If a Windows system is to be protected against BYOD attacks, a WDAC policy must be created that only allows the set of drivers that have been approved for use on a system. That is, the WDAC policy must provide as specific “allow list” of drivers that may be loaded. Note that the Microsoft recommended driver block rules list includes an “Allow All” rule, so therefore this list by itself is not sufficient to protect against BYOD attacks. From the Microsoft recommended driver block rules list page:
The WDAC policy to specify what drivers are allowed to be loaded must also be signed before deployment to both Windows and the EFI partition. Once this signed WDAC deployment is complete, Windows should prevent an attacker from being able to bring their own driver.
Years ago, Microsoft mentioned that their Secured-core PCs will protect against BYOVD attacks. And as time has passed, this hallucination has propagated to the masses. It’s simply not currently a viable goal to aim to block BYOVD attacks, however. Preventing attackers from loading arbitrary drivers is a reasonable goal, which can be accomplished with the combination of SecureBoot and a signed WDAC policy. Without this combination of protections, it should be assumed that an admin-privileged attacker can load whatever drivers they want.
Advertising BYOVD protection is disingenuous, as any attacker that’s bringing a driver already has admin privileges, and as such they don’t need to bother with using a vulnerable driver.

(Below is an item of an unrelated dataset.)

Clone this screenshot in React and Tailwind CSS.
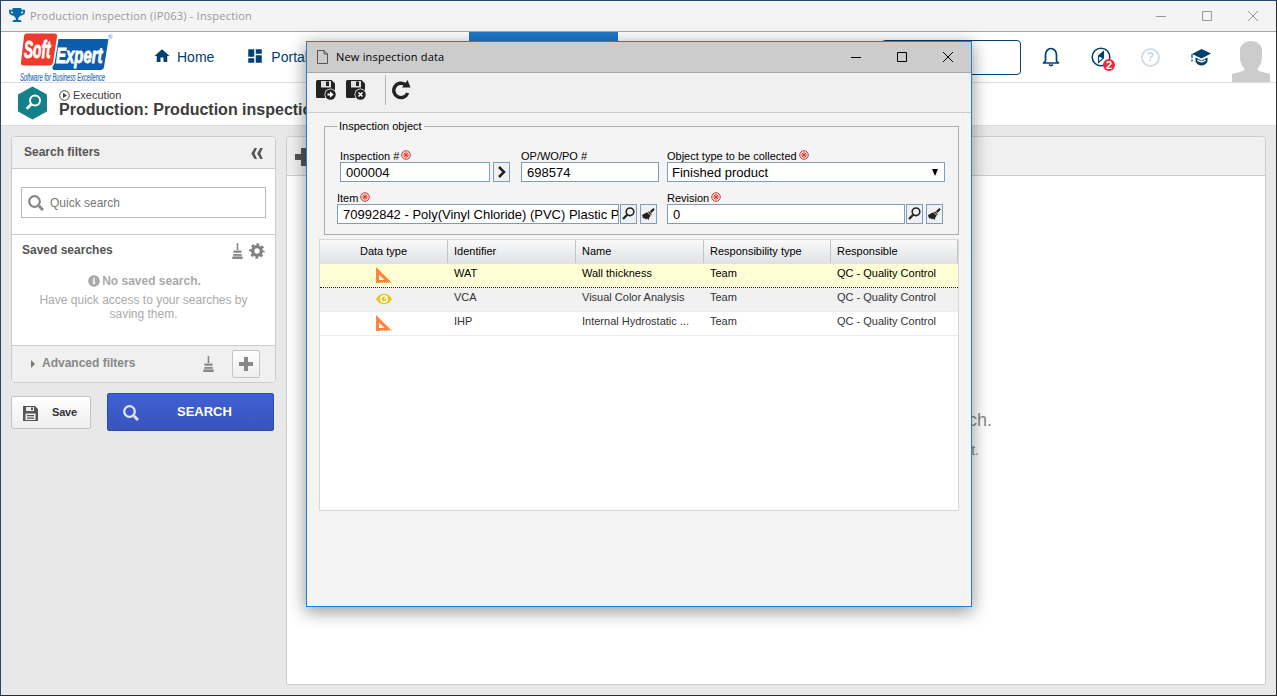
import { FaTrophy, FaInfoCircle } from 'react-icons/fa'
import { MdHome, MdDashboard } from 'react-icons/md'

const rows = [
  { icon: 'ruler', id: 'WAT', name: 'Wall thickness', type: 'Team', resp: 'QC - Quality Control' },
  { icon: 'eye', id: 'VCA', name: 'Visual Color Analysis', type: 'Team', resp: 'QC - Quality Control' },
  { icon: 'ruler', id: 'IHP', name: 'Internal Hydrostatic ...', type: 'Team', resp: 'QC - Quality Control' },
]

const rowStyles = [
  'bg-[#ffffd5] text-black border-b border-dotted border-[#222]',
  'bg-[#f1f1f1] text-[#333] border-b border-[#ececec]',
  'bg-white text-[#333] border-b border-[#ececec]',
]

function Logo() {
  return (
    <svg width="96" height="51" viewBox="0 0 96 51" className="block overflow-visible">
      <path d="M6.500 1.500h28q3 0 2.500 3l-4 26q-.5 3-3.500 3h-26q-3 0-2.500-3l3-26q.3-3 2.500-3z" fill="#ee3a2c" />
      <path d="M38.500 7h50l-4.500 28q-.5 3-3.500 3h-46q-2.500 0-2-3l1-2q1-1 1.300-3z" fill="#0b5cab" />
      <g fontFamily="'Liberation Sans',sans-serif" fontStyle="italic">
        <text transform="translate(4 26) scale(.57 1)" fontSize="24" fontWeight="700" fill="#fff" stroke="#fff" strokeWidth=".9">Soft</text>
        <text transform="translate(36 31) scale(.68 1)" fontSize="22" fontWeight="700" fill="#fff" stroke="#fff" strokeWidth=".9">Expert</text>
        <text x="0" y="49" fontSize="10" fill="#2b6cb5" stroke="#2b6cb5" strokeWidth=".15" textLength="85" lengthAdjust="spacingAndGlyphs">Software for Business Excellence</text>
      </g>
      <text x="88" y="7" fontSize="6" fill="#2b6cb5" fontFamily="Liberation Sans">®</text>
    </svg>
  )
}

function Required() {
  return (
    <svg width="10" height="10" viewBox="0 0 10 10" fill="none" stroke="#e3342a" strokeWidth="1" className="mb-[2px]">
      <circle cx="5" cy="5" r="4.300" />
      <path d="M5 1.500v7M1.500 5h7M2.700 2.700l4.600 4.600M7.300 2.700L2.700 7.300" />
    </svg>
  )
}

// grey broom used in the filters panel
function Broom({ h = 16 }) {
  return (
    <svg width="11" height={h} viewBox="0 0 11 16" fill="#888">
      <path d="M4.700 0h1.600v7H4.700zM1.500 7.500h8v2.200h-8zM1.500 11h8l1.500 5H0z" />
      <path d="M1 13.200h9" stroke="#ddd" strokeWidth=".8" />
    </svg>
  )
}

function Lens({ size = 16, color = '#888' }) {
  return (
    <svg width={size} height={size} viewBox="0 0 16 16" fill="none" stroke={color}>
      <circle cx="6.500" cy="6.500" r="5.300" strokeWidth="2.200" />
      <path d="M11 11l4 4" strokeWidth="3" />
    </svg>
  )
}

function SaveDisk({ type }) {
  return (
    <svg width="21" height="21" viewBox="0 0 21 21">
      <path d="M1.500 0h14L19 3.500V18H1.500Q0 18 0 16.500v-15Q0 0 1.500 0z" fill="#222" />
      <path d="M5 1h10v6.500H5z" fill="#e0e0e0" />
      <path d="M10 1.500h3v4.500h-3z" fill="#222" />
      <circle cx="14.500" cy="14.500" r="6" fill="#f0f0f0" />
      <circle cx="14.500" cy="14.500" r="5.200" fill="#222" />
      {type === 'next'
        ? <path d="M11.500 13.500h2.500v-2.200l3.700 3.200-3.700 3.200v-2.200h-2.500z" fill="#fff" />
        : <path d="M12.500 12.500l4 4M16.500 12.500l-4 4" stroke="#fff" strokeWidth="1.600" />}
    </svg>
  )
}

function TypeIcon({ icon }) {
  if (icon === 'eye') {
    return (
      <svg width="16" height="12" viewBox="0 0 16 12" className="-mt-px">
        <path d="M0 6Q3 .8 8 .8T16 6Q13 11.200 8 11.200T0 6z" fill="#e6c619" />
        <circle cx="8" cy="6" r="3.900" fill="#fff" />
        <circle cx="8" cy="6" r="2.400" fill="#e6c619" />
        <path d="M8 6l1.600-1.400" stroke="#fff" strokeWidth="1.200" />
      </svg>
    )
  }
  return (
    <svg width="16" height="16" viewBox="0 0 16 16" className="-mt-px">
      <path fillRule="evenodd" d="M0 0l16 16h-1.500v-1h-1v1h-1v-1h-1v1h-1.500v-1h-1v1h-1v-1h-1v1h-1.500v-1h-1v1H0zM3 7.500v5.500h5.500z" fill="#ff8439" />
    </svg>
  )
}

function SmallBtn({ children }) {
  return (
    <button className="w-[17px] h-5 shrink-0 border border-[#7f9db9] bg-[#f0f0f0] flex items-center justify-center">
      {children}
    </button>
  )
}

function FieldLens() {
  return (
    <svg width="13" height="13" viewBox="0 0 13 13" fill="none" stroke="#222" className="-mt-px">
      <circle cx="8" cy="4.800" r="3.800" strokeWidth="1.600" />
      <path d="M5.200 7.800L1 12" strokeWidth="2.300" />
    </svg>
  )
}

function FieldBrush() {
  return (
    <svg width="13" height="12" viewBox="0 0 14 13" fill="#222" className="-mt-px">
      <path d="M12.200 0L13.800 1.600 10.300 5.300 8.500 3.500zM7.500 3.500l3.200 3.200-1 1L6.500 4.500zM5.500 4.500l4 4-1.500 1.500-.8 3-2-1.500-1 1-1.500-1.500L1 11 0 7.500z" />
    </svg>
  )
}

function Label({ children, required }) {
  return (
    <div className="h-3 flex items-end gap-[2px] text-[11px] leading-[12px] whitespace-nowrap">
      <span>{children}</span>
      {required && <Required />}
    </div>
  )
}

function WindowControls({ color }) {
  return (
    <div className="ml-auto flex items-center gap-9 mr-[18px]">
      <svg width="10" height="10" viewBox="0 0 10 10"><path d="M0 5.500h10" stroke={color} /></svg>
      <svg width="10" height="10" viewBox="0 0 10 10"><path d="M.5.500h9v9h-9z" fill="none" stroke={color} /></svg>
      <svg width="10" height="10" viewBox="0 0 10 10"><path d="M0 0l10 10M10 0L0 10" stroke={color} /></svg>
    </div>
  )
}

function FiltersPanel() {
  return (
    <aside className="w-[264px] shrink-0">
      <div className="border border-[#ccc] rounded bg-white overflow-hidden h-[247px] w-[265px] flex flex-col">
        <div className="h-8 shrink-0 bg-[#f0f0f0] border-b border-[#ccc] flex items-center justify-between pl-3 pr-[12px]">
          <span className="font-bold text-[#555] -mt-px">Search filters</span>
          <svg width="12" height="11" viewBox="0 0 12 11" fill="#555" className="mt-px">
            <path d="M3.500 0H6L3.500 5.500 6 11H3.500L.3 5.500zM9.300 0h2.500L9.300 5.500l2.500 5.500H9.300L6.100 5.500z" />
          </svg>
        </div>
        <div className="h-[66px] shrink-0 border-b border-[#ccc] pl-[9px] pt-[18px]">
          <div className="w-[245px] h-[31px] border border-[#b9b9b9] flex items-center pl-[6px] gap-[6px] text-[#777]">
            <Lens />
            <span>Quick search</span>
          </div>
        </div>
        <div className="flex-1 pl-[10px] pr-[10px]">
          <div className="h-[31px] flex items-center">
            <span className="font-bold text-[#555] -mt-px">Saved searches</span>
            <span className="ml-auto mr-[6px]"><Broom /></span>
            <svg width="16" height="16" viewBox="0 0 16 16">
              <circle cx="8" cy="8" r="4.300" fill="none" stroke="#808080" strokeWidth="3.200" />
              <circle cx="8" cy="8" r="6.500" fill="none" stroke="#808080" strokeWidth="2.400" strokeDasharray="2.600 2.505" strokeDashoffset="1.300" />
            </svg>
          </div>
          <div className="text-center text-[#aaa] leading-[14px]">
            <p className="font-bold flex items-center justify-center gap-[2px] mt-2 pl-[2px]"><FaInfoCircle size={12} />No saved search.</p>
            <p className="mt-[5px] px-2">Have quick access to your searches by saving them.</p>
          </div>
        </div>
        <div className="h-[37px] shrink-0 bg-[#f0f0f0] border-t border-[#ccc] flex items-center pl-[19px] pr-[15px]">
          <span className="border-y-4 border-y-transparent border-l-4 border-l-[#777]" />
          <span className="ml-[7px] font-bold text-[#888] -mt-[3px]">Advanced filters</span>
          <span className="ml-auto mr-[18px] -mt-px"><Broom h={18} /></span>
          <button className="size-7 border border-[#c4c4c4] rounded-xs bg-gradient-to-b from-white to-[#eee] flex items-center justify-center">
            <svg width="14" height="14" viewBox="0 0 14 14" fill="#888"><path d="M5 0h4v5h5v4H9v5H5V9H0V5h5z" /></svg>
          </button>
        </div>
      </div>
      <div className="flex items-start mt-[10px]">
        <button className="w-20 h-[33px] mt-[3px] border border-[#c4c4c4] rounded-xs bg-gradient-to-b from-white to-[#eee] flex items-center pl-[11px] text-[11px] font-bold text-[#333]">
          <svg width="15" height="15" viewBox="0 0 15 15" className="mt-px">
            <path d="M0 0h12l3 3v12H0z" fill="#555" />
            <path d="M3 1h8v4H3zM2.500 7.500h10V14h-10z" fill="#eee" />
            <path d="M8 1.500h2V4H8zM4 9h7v1.200H4zM4 11.500h7v1.200H4z" fill="#555" />
          </svg>
          <span className="ml-[14px] -mt-px tracking-[-0.2px]">Save</span>
        </button>
        <button className="w-[167px] h-[38px] ml-4 border border-[#2c49b0] rounded-xs bg-gradient-to-b from-[#3f60d5] to-[#3955bb] flex items-center pl-[15px] text-[13px] font-bold text-white">
          <span className="mt-[2px]"><Lens color="#e4e8f6" /></span>
          <span className="ml-[38px] -mt-px">SEARCH</span>
        </button>
      </div>
    </aside>
  )
}

function InspectionDialog() {
  return (
    <div className="absolute left-[305px] top-10 w-[666px] h-[566px] border border-[#1a82d8] bg-[#f4f4f4] text-black shadow-[0_4px_16px_1px_rgba(0,0,0,0.4)] flex flex-col">
      <div className="h-[31px] shrink-0 bg-[#ccc] border-b border-[#a8a8a8] flex items-center pl-[10px] font-['Open_Sans',sans-serif]">
        <svg width="11" height="14" viewBox="0 0 11 14" fill="none" stroke="#555" className="-mt-px"><path d="M.5.500h6.500l3.500 3.500v9.500H.5zM7 .5V4h3.500" /></svg>
        <span className="ml-2 text-[11px] tracking-[0.2px]">New inspection data</span>
        <WindowControls color="#000" />
      </div>
      <div className="h-10 shrink-0 bg-[#f0f0f0] border-b border-[#ccc] flex items-start pl-[9px] pt-[7px]">
        <SaveDisk type="next" />
        <span className="ml-[9px]"><SaveDisk type="close" /></span>
        <span className="w-px h-[30px] bg-[#b5b5b5] ml-[18px] -mt-[5px]" />
        <svg width="20" height="20" viewBox="0 0 20 20" className="ml-[5px]">
          <path d="M14.500 4.800A7.200 7.200 0 1 0 16.700 13" fill="none" stroke="#222" strokeWidth="3.400" />
          <path d="M16.500 0l3 7.500h-8.500z" fill="#222" />
        </svg>
      </div>
      <div className="px-3 pt-[7px]">
        <fieldset className="ml-[5px] w-[635px] h-[115px] border border-[#adadad] text-[13px]">
          <legend className="ml-[12px] px-[2px] text-[11px] leading-[13px]">Inspection object</legend>
          <div className="flex pl-[15px] mt-[17px]">
            <div>
              <Label required>Inspection #</Label>
              <div className="flex gap-[3px]">
                <div className="w-[150px] h-5 border border-[#7f9db9] bg-white px-[5px] leading-[19px]">000004</div>
                <SmallBtn><svg width="8" height="12" viewBox="0 0 8 12"><path d="M1 1l5 5-5 5" fill="none" stroke="#222" strokeWidth="2.500" /></svg></SmallBtn>
              </div>
            </div>
            <div className="ml-[11px]">
              <Label>OP/WO/PO #</Label>
              <div className="w-[138px] h-5 border border-[#7f9db9] bg-white px-[5px] leading-[19px]">698574</div>
            </div>
            <div className="ml-2">
              <Label required>Object type to be collected</Label>
              <div className="w-[278px] h-5 border border-[#7f9db9] bg-white pl-1 pr-[6px] flex items-center justify-between leading-[19px]">
                Finished product
                <svg width="6" height="7" viewBox="0 0 6 7"><path d="M0 0h6L3 7z" /></svg>
              </div>
            </div>
          </div>
          <div className="flex pl-3 mt-[10px]">
            <div>
              <Label required>Item</Label>
              <div className="flex">
                <div className="w-[282px] mr-px h-5 border border-[#7f9db9] bg-white pl-[5px] leading-[19px] overflow-hidden whitespace-nowrap">70992842 - Poly(Vinyl Chloride) (PVC) Plastic P</div>
                <SmallBtn><FieldLens /></SmallBtn>
                <span className="ml-[3px]"><SmallBtn><FieldBrush /></SmallBtn></span>
              </div>
            </div>
            <div className="ml-[10px]">
              <Label required>Revision</Label>
              <div className="flex">
                <div className="w-[238px] h-5 mr-px border border-[#7f9db9] bg-white px-[5px] leading-[19px]">0</div>
                <SmallBtn><FieldLens /></SmallBtn>
                <span className="ml-[3px]"><SmallBtn><FieldBrush /></SmallBtn></span>
              </div>
            </div>
          </div>
        </fieldset>
        <div className="w-[640px] h-[272px] mt-1 border border-[#d8d8d8] bg-white text-[11px]">
          <div className="h-6 grid grid-cols-[128px_128px_128px_127px_127px] bg-gradient-to-b from-[#fafafa] to-[#e0e2e5] border-b border-[#e0e0e0] leading-[23px]">
            <span className="border-r border-[#c4c4c4] text-center">Data type</span>
            <span className="border-r border-[#c4c4c4] pl-[6px]">Identifier</span>
            <span className="border-r border-[#c4c4c4] pl-[6px]">Name</span>
            <span className="border-r border-[#c4c4c4] pl-[6px]">Responsibility type</span>
            <span className="border-r border-[#c4c4c4] pl-[6px]">Responsible</span>
          </div>
          {rows.map((r, i) => (
            <div key={r.id} className={`h-6 grid grid-cols-[128px_128px_128px_127px_127px] leading-[18px] ${rowStyles[i]}`}>
              <span className="flex items-center justify-center"><TypeIcon icon={r.icon} /></span>
              <span className="pl-[6px]">{r.id}</span>
              <span className="pl-[6px]">{r.name}</span>
              <span className="pl-[6px]">{r.type}</span>
              <span className="pl-[6px]">{r.resp}</span>
            </div>
          ))}
        </div>
      </div>
    </div>
  )
}

export default function App() {
  return (
    <div className="relative w-[1277px] h-[696px] overflow-hidden bg-[#e8e8e8] border border-t-[#26476e] border-l-[#26476e] border-r-[#2b2b2b] border-b-[#2b2b2b] flex flex-col font-['Liberation_Sans',Arial,sans-serif] text-xs">
      {/* window title */}
      <div className="h-[31px] shrink-0 bg-[#f4f4f4] border-b border-[#a6a6a6] flex items-center pl-2 font-['Open_Sans',sans-serif] text-[11px] text-[#999]">
        <FaTrophy size={16} color="#0a68a6" className="-mt-[2px]" />
        <span className="ml-[5px] tracking-[0.22px]">Production inspection (IP063) - Inspection</span>
        <WindowControls color="#999" />
      </div>

      {/* main navigation */}
      <header className="h-[51px] shrink-0 bg-white border-b border-[#ddd] flex items-center text-[14px] text-[#004073]">
        <span className="ml-[19px] self-start"><Logo /></span>
        <MdHome size={18} className="ml-[37px] -mt-[2px]" />
        <span className="ml-[6px]">Home</span>
        <MdDashboard size={18} className="ml-[32px] -mt-[2px]" />
        <span className="ml-[7px]">Portal</span>
        <span className="self-start ml-[161px] w-[149px] h-5 bg-[#1e78c8]" />
        <span className="ml-[263px] w-[140px] h-[35px] border border-[#004073] rounded-[4px]" />
        <svg width="18" height="20" viewBox="0 0 18 20" fill="none" stroke="#004073" strokeWidth="1.700" className="ml-[21px]">
          <path d="M3.500 14V8a5.500 6.500 0 0 1 11 0v6l2 2h-15z" strokeLinejoin="round" />
          <path d="M7 17.500q2 2 4 0" />
        </svg>
        <span className="relative ml-[31px]">
          <svg width="20" height="20" viewBox="0 0 20 20" fill="none" stroke="#004073">
            <circle cx="10" cy="10" r="8.800" strokeWidth="1.600" />
            <path d="M12.500 4.500v6.500L7.500 15.500V9z" strokeWidth="1.100" />
            <path d="M12.500 4.500v6.500L7.500 9z" fill="#004073" />
          </svg>
          <span className="absolute left-3 top-3 size-3 rounded-full bg-[#f5283c] text-white text-[11px] font-bold leading-3 text-center">2</span>
        </span>
        <span className="ml-[30px] size-[19px] rounded-full border-2 border-[#d0dde8] text-[#c8d6e4] text-[12px] font-bold leading-[15px] text-center">?</span>
        <svg width="20" height="17" viewBox="0 0 20 17" fill="#004073" className="ml-[31px]">
          <path d="M10.500 0L20 4.500 10.500 9.500 1 5z" />
          <path d="M4.500 8.500l6 3 6-3v4q-2 4-6 4t-6-4z" />
          <path d="M6.500 11q4 3.500 8 0" fill="none" stroke="#fff" strokeWidth="1.600" />
          <path d="M1 5v4M1 10.500v2" stroke="#004073" strokeWidth="1.200" />
        </svg>
        <svg width="38" height="42" viewBox="0 0 38 42" fill="#ccc" className="ml-[21px] self-end">
          <path d="M19 1c6 0 11 4 11 9v7c0 6-2.500 9-4.500 12q0 2 3 2.500l9.500 2.500V42H0v-8l9.500-2.500q3-.5 3-2.500C10.500 26 8 23 8 17v-7c0-5 5-9 11-9z" />
        </svg>
      </header>

      {/* page title */}
      <div className="h-[43px] shrink-0 bg-white border-b border-[#ddd] flex pl-[16px]">
        <svg width="31" height="34" viewBox="0 0 31 34" className="mt-[3px]">
          <path d="M15.500 1.500L29 9v16l-13.500 7.500L2 25V9z" fill="#14808a" stroke="#14808a" strokeWidth="2" strokeLinejoin="round" />
          <circle cx="18" cy="14.500" r="5" fill="none" stroke="#fff" strokeWidth="2" />
          <path d="M14 18.500L10.500 22" stroke="#fff" strokeWidth="2.800" strokeLinecap="round" />
        </svg>
        <div className="ml-[11px] pt-[6px] text-[#3c3c3c] whitespace-nowrap">
          <div className="flex items-center gap-[3px] text-[11px] leading-[13px]">
            <svg width="11" height="11" viewBox="0 0 11 11"><circle cx="5.500" cy="5.500" r="4.800" fill="none" stroke="#444" /><path d="M4 3l4 2.500L4 8z" fill="#444" /></svg>
            Execution
          </div>
          <div className="text-[16px] leading-[18px] font-bold -mt-px">Production: Production inspection</div>
        </div>
      </div>

      <main className="flex-1 flex p-[10px]">
        <FiltersPanel />
        <section className="flex-1 ml-[11px] border border-[#ccc] rounded-t bg-white">
          <div className="h-[39px] bg-[#f0f0f0] border-b border-[#ccc] rounded-t pl-2 pt-[11px]">
            <svg width="18" height="18" viewBox="0 0 18 18" fill="#555"><path d="M6 0h6v6h6v6h-6v6H6v-6H0V6h6z" /></svg>
          </div>
          <div className="pt-[232px] text-right text-[#888] pr-[273px]">
            <p className="text-[18px] leading-6">search.</p>
            <p className="text-[14px] leading-5 mt-2 pr-[13px]">t.</p>
          </div>
        </section>
      </main>

      <InspectionDialog />
    </div>
  )
}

Secured-core PCs are a good idea from a security perspective, with their HVCI and associated KDP features. However even Secured-core PCs cannot truthfully advertise BYOD (note the lack of “V”) protection. BYOD protection can be accomplished by way of a signed WDAC policy that is maintained and deployed to systems that are to be protected. Such protection is not deployed to the masses by way of them using a Secured-core PC that comes with standard Windows 11.